◆ SHORT PROBLEM ◆
In the listing below, locate the lines that hold the string "self". Copy those lines.

Front-end source files:
★ ★ ★ ★

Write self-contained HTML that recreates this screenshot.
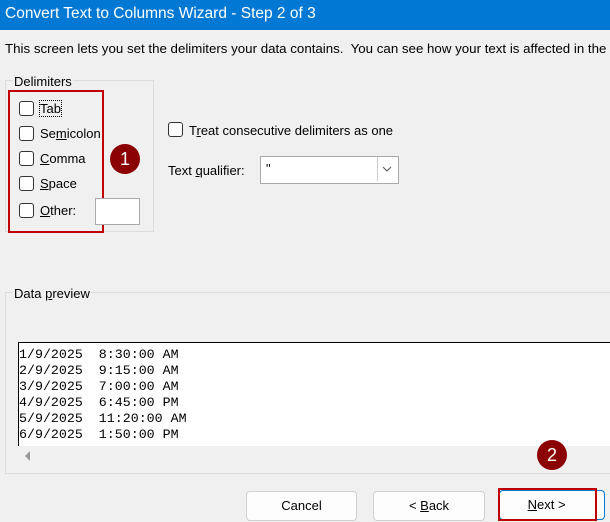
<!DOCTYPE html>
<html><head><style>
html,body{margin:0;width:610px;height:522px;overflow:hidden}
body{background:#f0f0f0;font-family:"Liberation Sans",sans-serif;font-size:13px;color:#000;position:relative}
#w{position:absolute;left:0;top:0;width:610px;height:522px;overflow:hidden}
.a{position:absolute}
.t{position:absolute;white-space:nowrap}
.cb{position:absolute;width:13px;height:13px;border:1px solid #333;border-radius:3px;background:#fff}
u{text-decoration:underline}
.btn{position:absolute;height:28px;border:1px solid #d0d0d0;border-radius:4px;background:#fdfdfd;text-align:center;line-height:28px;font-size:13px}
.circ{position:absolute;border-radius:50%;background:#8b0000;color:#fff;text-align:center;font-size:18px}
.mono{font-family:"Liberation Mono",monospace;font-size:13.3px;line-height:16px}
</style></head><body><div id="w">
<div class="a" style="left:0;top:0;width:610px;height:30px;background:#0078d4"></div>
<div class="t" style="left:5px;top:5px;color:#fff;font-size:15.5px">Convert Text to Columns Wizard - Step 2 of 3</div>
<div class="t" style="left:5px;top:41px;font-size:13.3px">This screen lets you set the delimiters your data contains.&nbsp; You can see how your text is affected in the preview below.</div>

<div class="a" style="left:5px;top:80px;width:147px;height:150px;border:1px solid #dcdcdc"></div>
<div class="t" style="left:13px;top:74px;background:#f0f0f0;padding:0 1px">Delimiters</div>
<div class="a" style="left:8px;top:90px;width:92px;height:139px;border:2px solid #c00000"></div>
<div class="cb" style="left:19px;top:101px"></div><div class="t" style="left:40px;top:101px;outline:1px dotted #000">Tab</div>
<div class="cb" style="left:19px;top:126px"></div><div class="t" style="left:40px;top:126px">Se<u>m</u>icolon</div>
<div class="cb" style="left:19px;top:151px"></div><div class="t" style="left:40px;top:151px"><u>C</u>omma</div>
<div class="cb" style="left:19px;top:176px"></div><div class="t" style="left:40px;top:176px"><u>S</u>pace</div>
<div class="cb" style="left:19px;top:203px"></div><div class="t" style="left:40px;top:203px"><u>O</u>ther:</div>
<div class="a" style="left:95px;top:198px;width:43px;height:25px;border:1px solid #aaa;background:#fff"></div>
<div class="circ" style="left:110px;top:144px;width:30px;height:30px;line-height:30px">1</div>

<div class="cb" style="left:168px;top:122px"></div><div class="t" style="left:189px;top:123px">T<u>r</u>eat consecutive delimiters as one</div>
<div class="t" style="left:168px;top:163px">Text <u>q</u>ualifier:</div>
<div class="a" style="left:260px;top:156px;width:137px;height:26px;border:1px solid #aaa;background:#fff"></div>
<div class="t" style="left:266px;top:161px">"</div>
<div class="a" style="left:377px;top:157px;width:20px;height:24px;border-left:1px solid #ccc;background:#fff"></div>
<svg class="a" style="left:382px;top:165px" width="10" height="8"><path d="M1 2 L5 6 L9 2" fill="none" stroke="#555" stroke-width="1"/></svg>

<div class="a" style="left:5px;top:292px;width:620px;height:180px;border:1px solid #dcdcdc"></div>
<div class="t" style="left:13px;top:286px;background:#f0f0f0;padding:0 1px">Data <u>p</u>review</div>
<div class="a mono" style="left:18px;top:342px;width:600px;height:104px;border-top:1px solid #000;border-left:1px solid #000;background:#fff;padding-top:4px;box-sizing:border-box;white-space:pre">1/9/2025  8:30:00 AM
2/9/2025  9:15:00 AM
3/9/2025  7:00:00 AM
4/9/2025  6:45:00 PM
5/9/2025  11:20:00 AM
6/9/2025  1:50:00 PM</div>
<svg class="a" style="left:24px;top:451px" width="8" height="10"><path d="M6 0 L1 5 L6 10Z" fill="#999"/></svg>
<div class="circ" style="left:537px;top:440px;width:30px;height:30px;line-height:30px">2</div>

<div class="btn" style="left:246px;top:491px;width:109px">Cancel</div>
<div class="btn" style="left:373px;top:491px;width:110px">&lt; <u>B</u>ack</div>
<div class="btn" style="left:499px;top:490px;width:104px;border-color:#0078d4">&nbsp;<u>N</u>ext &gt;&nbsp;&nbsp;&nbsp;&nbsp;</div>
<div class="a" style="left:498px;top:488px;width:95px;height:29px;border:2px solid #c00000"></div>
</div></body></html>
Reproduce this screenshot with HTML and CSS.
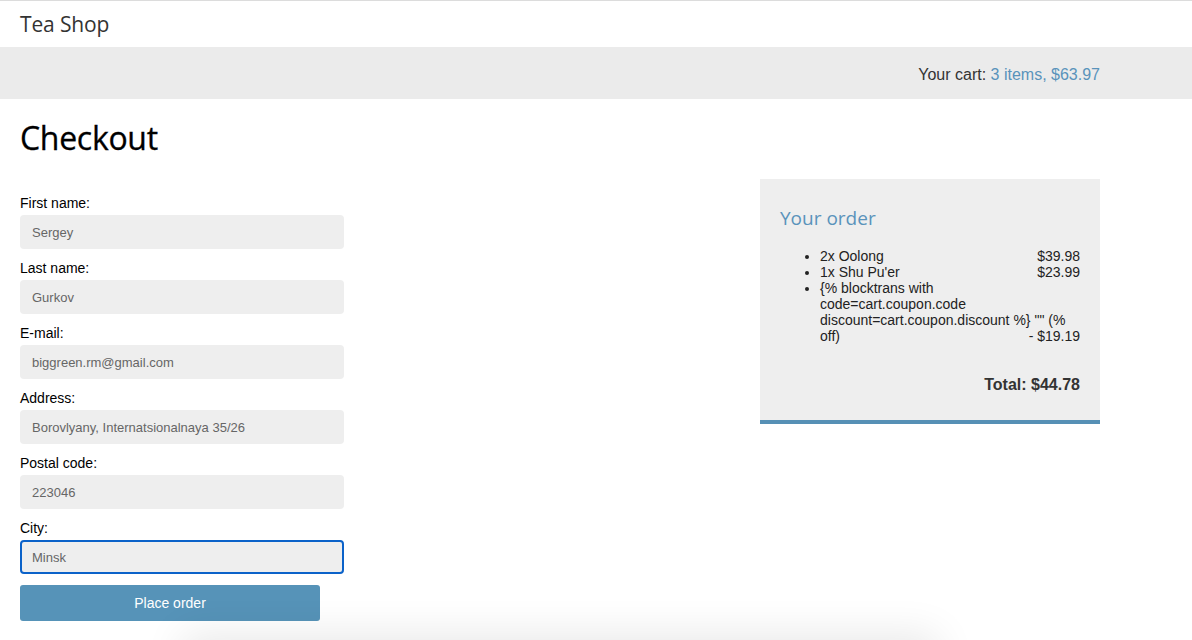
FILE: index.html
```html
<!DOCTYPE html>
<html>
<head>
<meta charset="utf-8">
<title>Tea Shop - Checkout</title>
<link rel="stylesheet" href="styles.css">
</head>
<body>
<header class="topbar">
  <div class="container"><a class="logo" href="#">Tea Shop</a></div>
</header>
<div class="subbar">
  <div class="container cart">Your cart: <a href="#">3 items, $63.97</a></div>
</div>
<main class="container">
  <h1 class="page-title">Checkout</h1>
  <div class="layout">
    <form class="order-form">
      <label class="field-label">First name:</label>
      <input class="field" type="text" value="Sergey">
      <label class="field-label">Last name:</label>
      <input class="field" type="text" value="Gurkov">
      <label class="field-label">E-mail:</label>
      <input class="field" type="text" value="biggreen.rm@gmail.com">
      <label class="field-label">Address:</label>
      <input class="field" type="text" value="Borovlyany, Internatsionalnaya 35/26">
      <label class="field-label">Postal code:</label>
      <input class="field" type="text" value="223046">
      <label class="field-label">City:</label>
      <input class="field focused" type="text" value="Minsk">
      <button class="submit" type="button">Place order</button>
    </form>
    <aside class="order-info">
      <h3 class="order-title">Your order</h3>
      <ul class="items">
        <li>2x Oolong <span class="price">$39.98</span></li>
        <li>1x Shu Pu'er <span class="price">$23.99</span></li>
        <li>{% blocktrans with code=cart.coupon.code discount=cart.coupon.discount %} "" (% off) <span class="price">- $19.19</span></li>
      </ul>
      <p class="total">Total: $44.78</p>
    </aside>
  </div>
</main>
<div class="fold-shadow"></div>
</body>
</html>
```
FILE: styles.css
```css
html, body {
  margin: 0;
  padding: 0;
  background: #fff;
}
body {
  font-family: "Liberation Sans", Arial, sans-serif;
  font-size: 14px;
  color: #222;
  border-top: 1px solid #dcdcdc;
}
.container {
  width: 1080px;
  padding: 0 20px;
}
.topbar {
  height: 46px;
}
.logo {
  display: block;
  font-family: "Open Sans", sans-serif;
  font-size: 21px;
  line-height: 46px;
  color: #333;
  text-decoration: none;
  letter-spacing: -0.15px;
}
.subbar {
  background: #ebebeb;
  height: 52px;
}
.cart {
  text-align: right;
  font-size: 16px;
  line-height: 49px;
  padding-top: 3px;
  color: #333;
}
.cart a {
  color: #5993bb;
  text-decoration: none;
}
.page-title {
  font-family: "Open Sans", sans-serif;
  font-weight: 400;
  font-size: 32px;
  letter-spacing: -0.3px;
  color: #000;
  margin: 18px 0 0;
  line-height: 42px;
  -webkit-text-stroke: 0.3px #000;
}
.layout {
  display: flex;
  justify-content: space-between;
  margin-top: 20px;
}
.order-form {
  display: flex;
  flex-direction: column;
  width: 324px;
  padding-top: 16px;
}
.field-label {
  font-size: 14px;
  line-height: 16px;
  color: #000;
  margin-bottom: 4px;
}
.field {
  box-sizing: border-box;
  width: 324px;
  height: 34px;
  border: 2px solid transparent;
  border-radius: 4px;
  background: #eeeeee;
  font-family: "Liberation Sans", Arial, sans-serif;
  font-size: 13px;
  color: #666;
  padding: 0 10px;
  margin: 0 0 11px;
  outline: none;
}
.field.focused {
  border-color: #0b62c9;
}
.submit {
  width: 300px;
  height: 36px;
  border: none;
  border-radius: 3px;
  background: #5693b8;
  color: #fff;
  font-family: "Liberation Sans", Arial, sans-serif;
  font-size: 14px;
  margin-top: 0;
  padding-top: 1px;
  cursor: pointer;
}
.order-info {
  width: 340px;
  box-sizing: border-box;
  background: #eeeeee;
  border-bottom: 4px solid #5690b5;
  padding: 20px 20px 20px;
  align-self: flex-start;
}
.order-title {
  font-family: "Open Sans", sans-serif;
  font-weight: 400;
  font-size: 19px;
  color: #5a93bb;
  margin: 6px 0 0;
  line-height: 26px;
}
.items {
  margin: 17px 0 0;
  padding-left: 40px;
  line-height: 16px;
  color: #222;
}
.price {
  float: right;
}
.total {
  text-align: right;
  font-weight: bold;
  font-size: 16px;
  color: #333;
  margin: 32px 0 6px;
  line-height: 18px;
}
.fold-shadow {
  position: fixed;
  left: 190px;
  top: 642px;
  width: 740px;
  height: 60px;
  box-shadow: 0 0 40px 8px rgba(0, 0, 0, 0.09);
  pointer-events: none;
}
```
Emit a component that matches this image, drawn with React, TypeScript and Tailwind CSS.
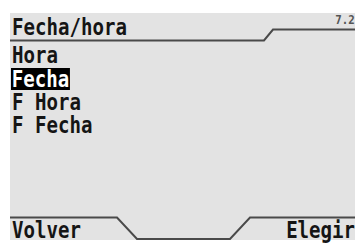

★ ★ ★ ★

◆ TASK RESULT ◆
Write self-contained HTML that recreates this screenshot.
  align-self: flex-start;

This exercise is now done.